◆ Exercise directions: Scan each line of the records for the word "styles" and extract the ones that have it.

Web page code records
_ _ _ _
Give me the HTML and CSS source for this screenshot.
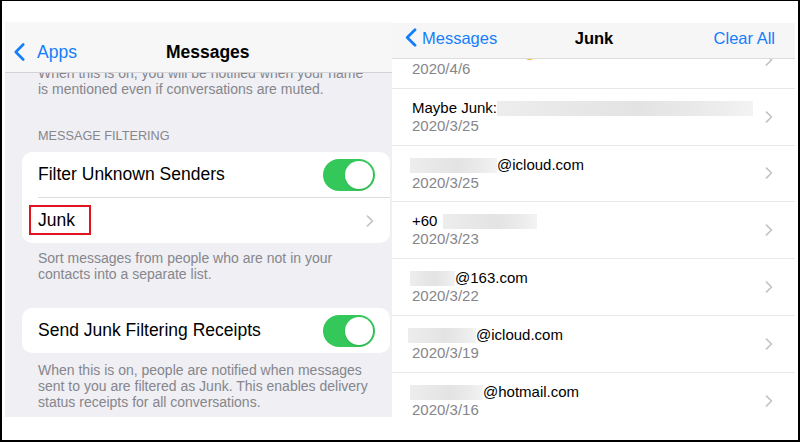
FILE: index.html
```html
<!DOCTYPE html>
<html lang="en">
<head>
<meta charset="utf-8">
<title>Messages – Junk</title>
<link rel="stylesheet" href="styles.css">
</head>
<body>
<div class="frame">
  <section class="settings">
    <header class="nav">
      <a class="back">
        <svg class="back-chev" width="11" height="18" viewBox="0 0 11 18"><path d="M9.2 1.5 L1.8 9 L9.2 16.5" fill="none" stroke="#147efb" stroke-width="2.6" stroke-linecap="round" stroke-linejoin="round"/></svg>
        <span>Apps</span>
      </a>
      <h1 class="nav-title">Messages</h1>
    </header>
    <div class="scroll">
      <p class="note lead">When this is on, you will be notified when your name<br>is mentioned even if conversations are muted.</p>
      <h2 class="group-title">MESSAGE FILTERING</h2>
      <div class="card">
        <div class="row">
          <span>Filter Unknown Senders</span>
          <span class="toggle"><span class="knob"></span></span>
        </div>
        <div class="row">
          <span>Junk</span>
          <span class="mark"></span>
          <svg class="chev" width="8" height="12" viewBox="0 0 8 12"><path d="M1.5 1.2 L6.5 6 L1.5 10.8" fill="none" stroke="#c4c4c8" stroke-width="1.7" stroke-linecap="round" stroke-linejoin="round"/></svg>
        </div>
      </div>
      <p class="note after-one">Sort messages from people who are not in your<br>contacts into a separate list.</p>
      <div class="card card-two">
        <div class="row">
          <span>Send Junk Filtering Receipts</span>
          <span class="toggle"><span class="knob"></span></span>
        </div>
      </div>
      <p class="note after-two">When this is on, people are notified when messages<br>sent to you are filtered as Junk. This enables delivery<br>status receipts for all conversations.</p>
    </div>
  </section>

  <section class="junk">
    <header class="nav2">
      <a class="back2">
        <svg width="12" height="19" viewBox="0 0 12 19"><path d="M10 1.7 L2.2 9.5 L10 17.3" fill="none" stroke="#147efb" stroke-width="2.8" stroke-linecap="round" stroke-linejoin="round"/></svg>
        <span>Messages</span>
      </a>
      <h1 class="nav2-title">Junk</h1>
      <a class="clear">Clear All</a>
    </header>
    <div class="list">
      <div class="msg first">
        <div class="text">
          <div class="from"><span class="blur" style="width:108px"></span><span class="emoji"></span></div>
          <div class="date">2020/4/6</div>
        </div>
        <svg class="chev" width="8" height="12" viewBox="0 0 8 12"><path d="M1.5 1.2 L6.5 6 L1.5 10.8" fill="none" stroke="#c4c4c8" stroke-width="1.7" stroke-linecap="round" stroke-linejoin="round"/></svg>
      </div>
      <div class="msg">
        <div class="text">
          <div class="from">Maybe Junk:<span class="blur" style="width:256px"></span></div>
          <div class="date">2020/3/25</div>
        </div>
        <svg class="chev" width="8" height="12" viewBox="0 0 8 12"><path d="M1.5 1.2 L6.5 6 L1.5 10.8" fill="none" stroke="#c4c4c8" stroke-width="1.7" stroke-linecap="round" stroke-linejoin="round"/></svg>
      </div>
      <div class="msg">
        <div class="text">
          <div class="from"><span class="blur lead-blur" style="width:87px"></span>@icloud.com</div>
          <div class="date">2020/3/25</div>
        </div>
        <svg class="chev" width="8" height="12" viewBox="0 0 8 12"><path d="M1.5 1.2 L6.5 6 L1.5 10.8" fill="none" stroke="#c4c4c8" stroke-width="1.7" stroke-linecap="round" stroke-linejoin="round"/></svg>
      </div>
      <div class="msg">
        <div class="text">
          <div class="from">+60<span class="blur gap-blur" style="width:94px"></span></div>
          <div class="date">2020/3/23</div>
        </div>
        <svg class="chev" width="8" height="12" viewBox="0 0 8 12"><path d="M1.5 1.2 L6.5 6 L1.5 10.8" fill="none" stroke="#c4c4c8" stroke-width="1.7" stroke-linecap="round" stroke-linejoin="round"/></svg>
      </div>
      <div class="msg">
        <div class="text">
          <div class="from"><span class="blur lead-blur" style="width:45px"></span>@163.com</div>
          <div class="date">2020/3/22</div>
        </div>
        <svg class="chev" width="8" height="12" viewBox="0 0 8 12"><path d="M1.5 1.2 L6.5 6 L1.5 10.8" fill="none" stroke="#c4c4c8" stroke-width="1.7" stroke-linecap="round" stroke-linejoin="round"/></svg>
      </div>
      <div class="msg">
        <div class="text">
          <div class="from"><span class="blur lead-blur-wide" style="width:68px"></span>@icloud.com</div>
          <div class="date">2020/3/19</div>
        </div>
        <svg class="chev" width="8" height="12" viewBox="0 0 8 12"><path d="M1.5 1.2 L6.5 6 L1.5 10.8" fill="none" stroke="#c4c4c8" stroke-width="1.7" stroke-linecap="round" stroke-linejoin="round"/></svg>
      </div>
      <div class="msg">
        <div class="text">
          <div class="from"><span class="blur lead-blur" style="width:73px"></span>@hotmail.com</div>
          <div class="date">2020/3/16</div>
        </div>
        <svg class="chev" width="8" height="12" viewBox="0 0 8 12"><path d="M1.5 1.2 L6.5 6 L1.5 10.8" fill="none" stroke="#c4c4c8" stroke-width="1.7" stroke-linecap="round" stroke-linejoin="round"/></svg>
      </div>
    </div>
  </section>
</div>
</body>
</html>
```

FILE: styles.css
```css
* {
  box-sizing: border-box;
  margin: 0;
  padding: 0;
}

body {
  background: #fff;
  font-family: "Liberation Sans", Arial, sans-serif;
}

.frame {
  width: 800px;
  height: 442px;
  border: 2px solid #000;
  border-top-width: 1px;
  background: #fff;
  display: flex;
  align-items: flex-start;
  padding: 21px 0 0 3px;
  overflow: hidden;
}

/* ---------- left: Settings > Messages ---------- */
.settings {
  width: 387px;
  height: 395px;
  flex: none;
  background: #efeff4;
  display: flex;
  flex-direction: column;
  overflow: hidden;
}

.nav {
  flex: none;
  height: 51px;
  background: #f7f7f8;
  border-bottom: 1px solid #d3d3d7;
  display: flex;
  align-items: center;
  padding: 10px 0 0 9px;
}

.back {
  display: flex;
  align-items: center;
  gap: 12px;
  color: #147efb;
  font-size: 17.5px;
  line-height: 20px;
}

.nav-title {
  margin-left: 89px;
  font-size: 17.5px;
  line-height: 20px;
  font-weight: bold;
  color: #000;
}

.scroll {
  flex: 1;
  overflow: hidden;
}

.note {
  font-size: 14px;
  line-height: 16px;
  color: #86868b;
  padding-left: 33px;
}

.note.lead {
  margin-top: -8px;
}

.note.after-one {
  margin-top: 7px;
}

.note.after-two {
  margin-top: 9px;
}

.group-title {
  font-size: 12.7px;
  line-height: 16px;
  font-weight: normal;
  color: #86868b;
  margin: 31px 0 8px 33px;
}

.card {
  background: #fff;
  border-radius: 10px;
  margin: 0 2px 0 17px;
}

.card-two {
  margin-top: 26px;
}

.row {
  position: relative;
  height: 45px;
  margin-left: 16px;
  padding-right: 15px;
  display: flex;
  align-items: center;
  justify-content: space-between;
  font-size: 17.5px;
  color: #000;
}

.row + .row {
  height: 46px;
  border-top: 1px solid #dcdce0;
}

.row .chev {
  margin-right: 1px;
}

.toggle {
  width: 52px;
  height: 32px;
  border-radius: 16px;
  background: #34c759;
  display: flex;
  justify-content: flex-end;
  align-items: center;
  padding: 2px;
}

.knob {
  width: 28px;
  height: 28px;
  border-radius: 50%;
  background: #fff;
  box-shadow: 0 1px 2px rgba(0, 0, 0, 0.12);
}

/* red annotation box around "Junk" */
.mark {
  position: absolute;
  left: -9px;
  top: 7px;
  width: 62px;
  height: 30px;
  border: 2px solid #e0141e;
}

/* ---------- right: Junk list ---------- */
.junk {
  width: 403px;
  height: 394px;
  margin-top: 1px;
  flex: none;
  background: #fff;
  display: flex;
  flex-direction: column;
  overflow: hidden;
}

.nav2 {
  flex: none;
  height: 36px;
  background: #f6f6f7;
  border-bottom: 1px solid #dcdcdc;
  display: grid;
  grid-template-columns: 1fr auto 1fr;
  align-items: center;
  padding: 0 12px 6px 13px;
  font-size: 16.5px;
  line-height: 20px;
}

.back2 {
  display: flex;
  align-items: center;
  gap: 5px;
  color: #147efb;
  justify-self: start;
}

.nav2-title {
  font-size: 16.5px;
  line-height: 20px;
  font-weight: bold;
  color: #000;
}

.clear {
  justify-self: end;
  margin-right: 8px;
  color: #147efb;
}

.list {
  flex: 1;
  overflow: hidden;
}

.msg {
  height: 56.8px;
  border-bottom: 1px solid #e8e8e8;
  padding: 10px 22px 10px 20px;
  display: flex;
  align-items: center;
  justify-content: space-between;
}

.msg.first {
  margin-top: -27px;
}

.text {
  font-size: 15px;
  line-height: 18px;
}

.from {
  color: #000;
  white-space: nowrap;
}

.date {
  color: #86868b;
}

.blur {
  display: inline-block;
  height: 15px;
  vertical-align: -3px;
  background: linear-gradient(90deg, #ededed 0%, #e3e3e3 55%, #ececec 85%, #f3f3f3 100%);
}

.lead-blur {
  margin-left: -2px;
}

.lead-blur-wide {
  margin-left: -4px;
}

.gap-blur {
  margin-left: 6px;
}

.emoji {
  display: inline-block;
  width: 13px;
  height: 13px;
  margin-left: 3px;
  border-radius: 50%;
  background: #f5b52a;
  vertical-align: -5px;
}
```
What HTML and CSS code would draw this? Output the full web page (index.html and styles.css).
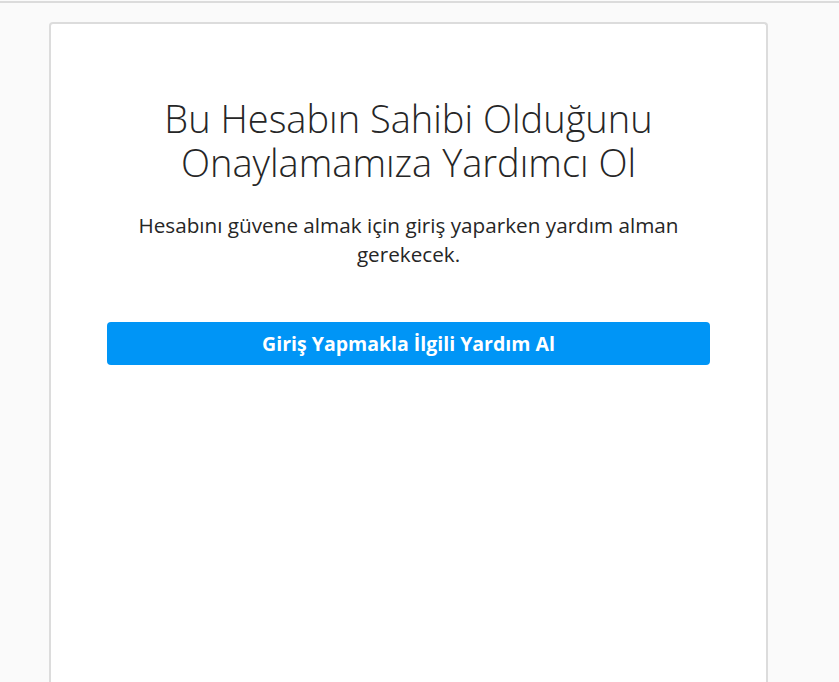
_ _ _ _
◆ Worked solution:
<link rel="stylesheet" href="styles.css">
FILE: styles.css
What HTML and CSS code would draw this? Output the full web page (index.html and styles.css).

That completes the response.